2) Décision du conseil constitutionnel n° 2022-1031 du 19 janvier 2023 : un même JLD ne saurait effectuer une perquisition chez l’avocat et statuer sur sa contestation.

C’est une réponse en 3 temps que fait le conseil constitutionnel.

2.1) Le principe d’impartialité est indissociable de l’exercice de fonctions juridictionnelles.

Aux termes de l’article 16 de la Déclaration des droits de l’homme et du citoyen de 1789 : « Toute société dans laquelle la garantie des droits n’est pas assurée, ni la séparation des pouvoirs déterminée, n’a point de Constitution ». Le principe d’impartialité est indissociable de l’exercice de fonctions juridictionnelles.

L’article L16 B du livre des procédures fiscales prévoit que le juge des libertés et de la détention peut autoriser les agents habilités de l’administration fiscale à effectuer des visites en tous lieux, même privés, où sont susceptibles d’être détenus des pièces et documents se rapportant à des agissements frauduleux en matière d’impôts sur le revenu ou sur les bénéfices ou de taxes sur le chiffre d’affaires et à procéder à leur saisie. La visite et la saisie s’effectuent alors sous l’autorité et le contrôle de ce magistrat.

Il résulte de l’article 56-1 du Code de procédure pénale que, lorsque ces opérations de visite et de saisie ont lieu dans le cabinet d’un avocat ou à son domicile, elles sont effectuées par un juge des libertés et de la détention en présence du bâtonnier ou de son délégué, qui peut s’opposer à la saisie d’un document ou d’un objet s’il estime que cette saisie serait irrégulière.

En vertu des dispositions contestées de cet article, il appartient à un juge des libertés et de la détention de statuer sur cette contestation par ordonnance motivée.

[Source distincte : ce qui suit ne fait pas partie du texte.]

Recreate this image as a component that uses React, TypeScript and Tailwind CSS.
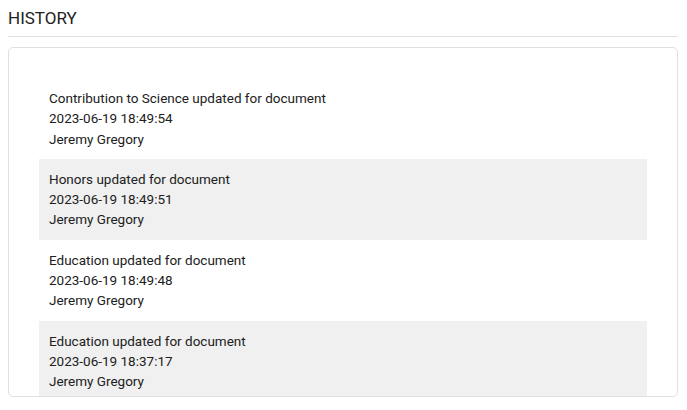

2.2) Le JLD qui a autorisé la perquisition peut statuer sur la contestation d’une saisie.

Le principe d’impartialité ne s’oppose pas à ce que le juge des libertés et de la détention qui a autorisé une perquisition statue sur la contestation d’une saisie effectuée à cette occasion par un autre juge des libertés et de la détention.

2.3) Un même JLD ne peut pas effectuer une saisie en cabinet d’avocat et statuer sur sa contestation.

En revanche, les dispositions contestées ne sauraient, sans méconnaître ce principe, être interprétées comme permettant qu’un même juge des libertés et de la détention effectue une saisie et statue sur sa contestation.

Sous cette réserve, le grief tiré de la méconnaissance du principe d’impartialité des juridictions doit être écarté.

Par conséquent, les dispositions contestées, qui ne méconnaissent aucun autre droit ou liberté que la Constitution garantit, doivent, sous cette même réserve, être déclarées conformes à la Constitution.

3) Analyse.

Cette solution reste critiquable.

En pratique, les JLD concernés travaillent quotidiennement ensemble dans des bureaux souvent au même étage, voir contiguë.

Un JLD est-il impartial quand il statue sur la saisie de son collègue de travail ?

Pour le justiciable avocat, ceci est difficile à admettre.

Surtout, les JLD concernés peuvent être aussi embarrassés à statuer sur la saisie de leur collègue.

Une modification législative sur ce point serait, selon nous, nécessaire.

Source.

Cass. crim. 25 oct. 2022, n° 22-83.757.